Makhathini’s calling was helping other rural students get registered, find part-time jobs in Empangeni and help graduates find positions. This is how he landed his first job with global information technology consultants Accenture. He convinced the firm to come and interview students for jobs. They wanted him.

The rest is well documented. An honours in geography; a master’s in economics; a steady rise up the corporate ladder; SA Breweries, which sent him to Harvard Business School in the US; and BAT.

When students disrupted class, demanding higher grades, he did not support them. But he unequivocally supported the Fallists in 2015. He is outspoken about the slow pace of transformation in the private sector.

Helping the Ngema-Zuma NGO

“Are you friends with the president?” I ask.

His sentences inflect upwards as he defends the work done to combat diabetes by Ngema-Zuma’s nonprofit foundation, from which he resigned on Wednesday, and counter any suggestion of presidential influence. “If you join the president’s wife’s nongovernmental organisation (NGO), it has nothing to do with politics. It has nothing to do with the president or what he is about. Look at the foundation’s work.”

He says that “editorial independence is at the core of the SABC” and is grateful to Monday’s high court ruling for clarifying the limits of the communication minister’s powers over the SABC executive. He agrees that permanent executives must be urgently appointed so that the board does not need to meddle in the SABC’s daily running.

He sings the praises of his fellow board members, but they have not met yet and he does not want to speak on their behalf. “There are 11 of us.
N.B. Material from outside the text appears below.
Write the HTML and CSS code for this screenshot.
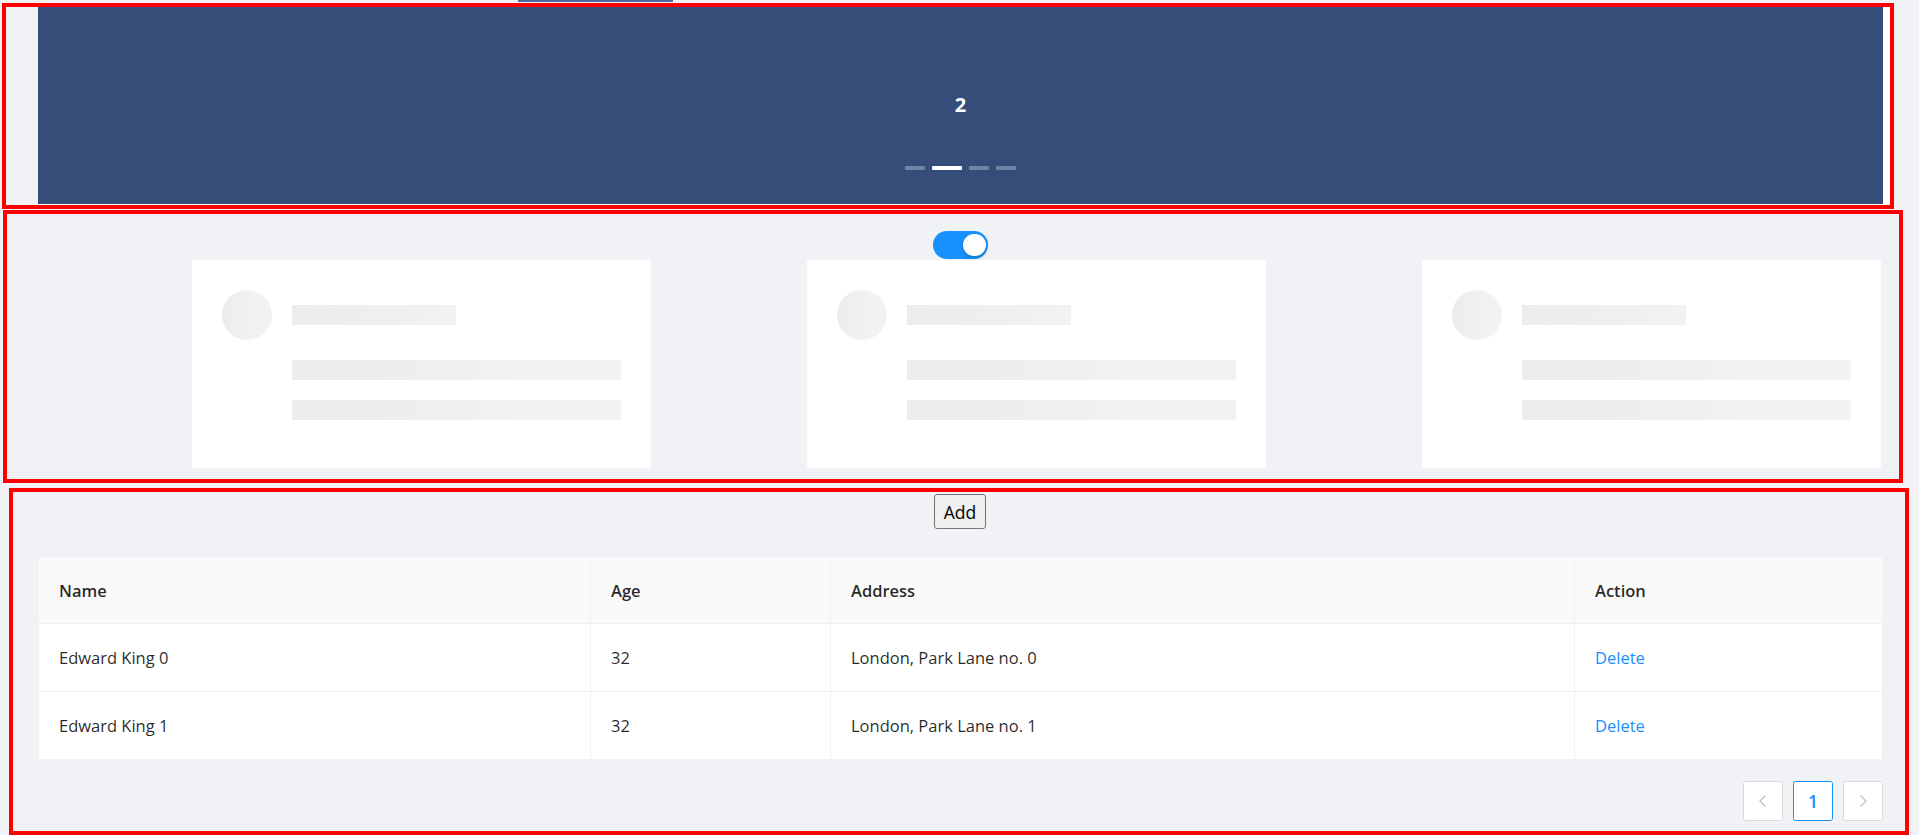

We are a collective.”

Time will tell how the new, apparently pro-Zuma communications minister Mmamoloko Kubayi deals with the SABC. For his part, Makhathini is relying on his knowledge of board governance. “Accountability must always be key and people’s mandates must be respected.”

On Monday, the new board will have a meet-and-greet.

“The SABC is not yet out of intensive care … For the first few months, it is going to be demanding, but I think it will become manageable,” he says, having arrived home but happy to chat for as long as I need.